* Given instruction: Output the data word for word, dropping every image.

★ ★ ★

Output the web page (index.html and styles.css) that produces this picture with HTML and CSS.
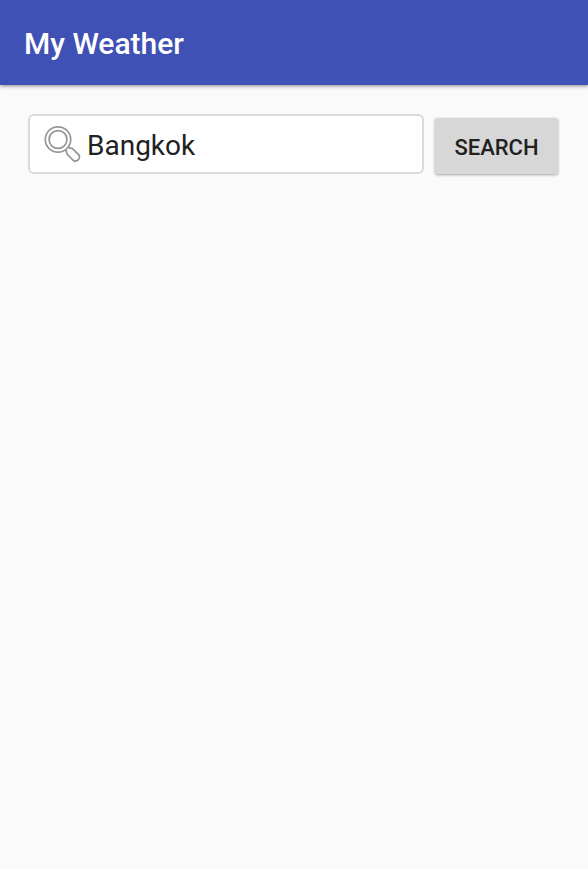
FILE: index.html
```html
<!DOCTYPE html>
<html lang="en">
<head>
  <meta charset="utf-8">
  <meta name="viewport" content="width=device-width, initial-scale=1">
  <title>My Weather</title>
  <link rel="stylesheet" href="styles.css">
</head>
<body>
  <header class="app-bar">
    <h1 class="app-title">My Weather</h1>
  </header>
  <main>
    <form class="search-form">
      <label class="search-field">
        <svg class="search-icon" viewBox="0 0 38 38" aria-hidden="true">
          <circle cx="14" cy="14.500" r="12.700"/>
          <circle cx="14" cy="14.500" r="8.900"/>
          <path d="M21 25l1.600 1.400q-.3 1.800 .8 3l5.400 5.600q2.400 2.200 4.900 .3t1.500-5l-6.200-6.200q-1.400-1.300-3.200-.8L24.200 21.700"/>
        </svg>
        <input class="search-input" type="text" value="Bangkok" aria-label="City">
      </label>
      <button class="search-button" type="button">SEARCH</button>
    </form>
  </main>
</body>
</html>
```

FILE: styles.css
```css
* {
  box-sizing: border-box;
}

body {
  margin: 0;
  background: #fafafa;
  color: #212121;
  font-family: Roboto, sans-serif;
}

.app-bar {
  display: flex;
  align-items: center;
  height: 85px;
  padding: 2px 24px 0;
  background: #3f51b5;
  box-shadow: 0 1px 4px rgba(0, 0, 0, 0.45);
}

.app-title {
  margin: 0;
  color: #fff;
  font-size: 30px;
  font-weight: 500;
}

.search-form {
  display: flex;
  align-items: flex-end;
  gap: 11px;
  padding: 29px 30px 4px 28px;
}

.search-field {
  display: flex;
  flex: 1;
  align-items: center;
  gap: 5px;
  min-width: 0;
  height: 60px;
  padding: 0 14px;
  border: 2px solid #dadada;
  border-radius: 6px;
  background: #fff;
}

.search-icon {
  flex: none;
  width: 38px;
  height: 38px;
  fill: none;
  stroke: #959595;
  stroke-width: 1.7;
}

.search-input {
  flex: 1;
  min-width: 0;
  padding: 4px 0 0;
  border: 0;
  outline: 0;
  background: none;
  color: #212121;
  font: 400 28px/36px Roboto, sans-serif;
}

.search-button {
  width: 123px;
  height: 56px;
  padding: 4px 0 0;
  border: 0;
  border-radius: 3px;
  background: #d7d7d7;
  box-shadow: 0 1px 3px rgba(0, 0, 0, 0.35);
  color: #212121;
  font: 500 22px/28px Roboto, sans-serif;
}
```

★ ★ ★

* Correct answer:
Output the web page (index.html and styles.css) that produces this picture with HTML and CSS.
FILE: index.html
```html
<!DOCTYPE html>
<html lang="en">
<head>
  <meta charset="utf-8">
  <meta name="viewport" content="width=device-width, initial-scale=1">
  <title>My Weather</title>
  <link rel="stylesheet" href="styles.css">
</head>
<body>
  <header class="app-bar">
    <h1 class="app-title">My Weather</h1>
  </header>
  <main>
    <form class="search-form">
      <label class="search-field">
        <svg class="search-icon" viewBox="0 0 38 38" aria-hidden="true">
          <circle cx="14" cy="14.500" r="12.700"/>
          <circle cx="14" cy="14.500" r="8.900"/>
          <path d="M21 25l1.600 1.400q-.3 1.800 .8 3l5.400 5.600q2.400 2.200 4.900 .3t1.500-5l-6.200-6.200q-1.400-1.300-3.200-.8L24.200 21.700"/>
        </svg>
        <input class="search-input" type="text" value="Bangkok" aria-label="City">
      </label>
      <button class="search-button" type="button">SEARCH</button>
    </form>
  </main>
</body>
</html>
```

FILE: styles.css
```css
* {
  box-sizing: border-box;
}

body {
  margin: 0;
  background: #fafafa;
  color: #212121;
  font-family: Roboto, sans-serif;
}

.app-bar {
  display: flex;
  align-items: center;
  height: 85px;
  padding: 2px 24px 0;
  background: #3f51b5;
  box-shadow: 0 1px 4px rgba(0, 0, 0, 0.45);
}

.app-title {
  margin: 0;
  color: #fff;
  font-size: 30px;
  font-weight: 500;
}

.search-form {
  display: flex;
  align-items: flex-end;
  gap: 11px;
  padding: 29px 30px 4px 28px;
}

.search-field {
  display: flex;
  flex: 1;
  align-items: center;
  gap: 5px;
  min-width: 0;
  height: 60px;
  padding: 0 14px;
  border: 2px solid #dadada;
  border-radius: 6px;
  background: #fff;
}

.search-icon {
  flex: none;
  width: 38px;
  height: 38px;
  fill: none;
  stroke: #959595;
  stroke-width: 1.7;
}

.search-input {
  flex: 1;
  min-width: 0;
  padding: 4px 0 0;
  border: 0;
  outline: 0;
  background: none;
  color: #212121;
  font: 400 28px/36px Roboto, sans-serif;
}

.search-button {
  width: 123px;
  height: 56px;
  padding: 4px 0 0;
  border: 0;
  border-radius: 3px;
  background: #d7d7d7;
  box-shadow: 0 1px 3px rgba(0, 0, 0, 0.35);
  color: #212121;
  font: 500 22px/28px Roboto, sans-serif;
}
```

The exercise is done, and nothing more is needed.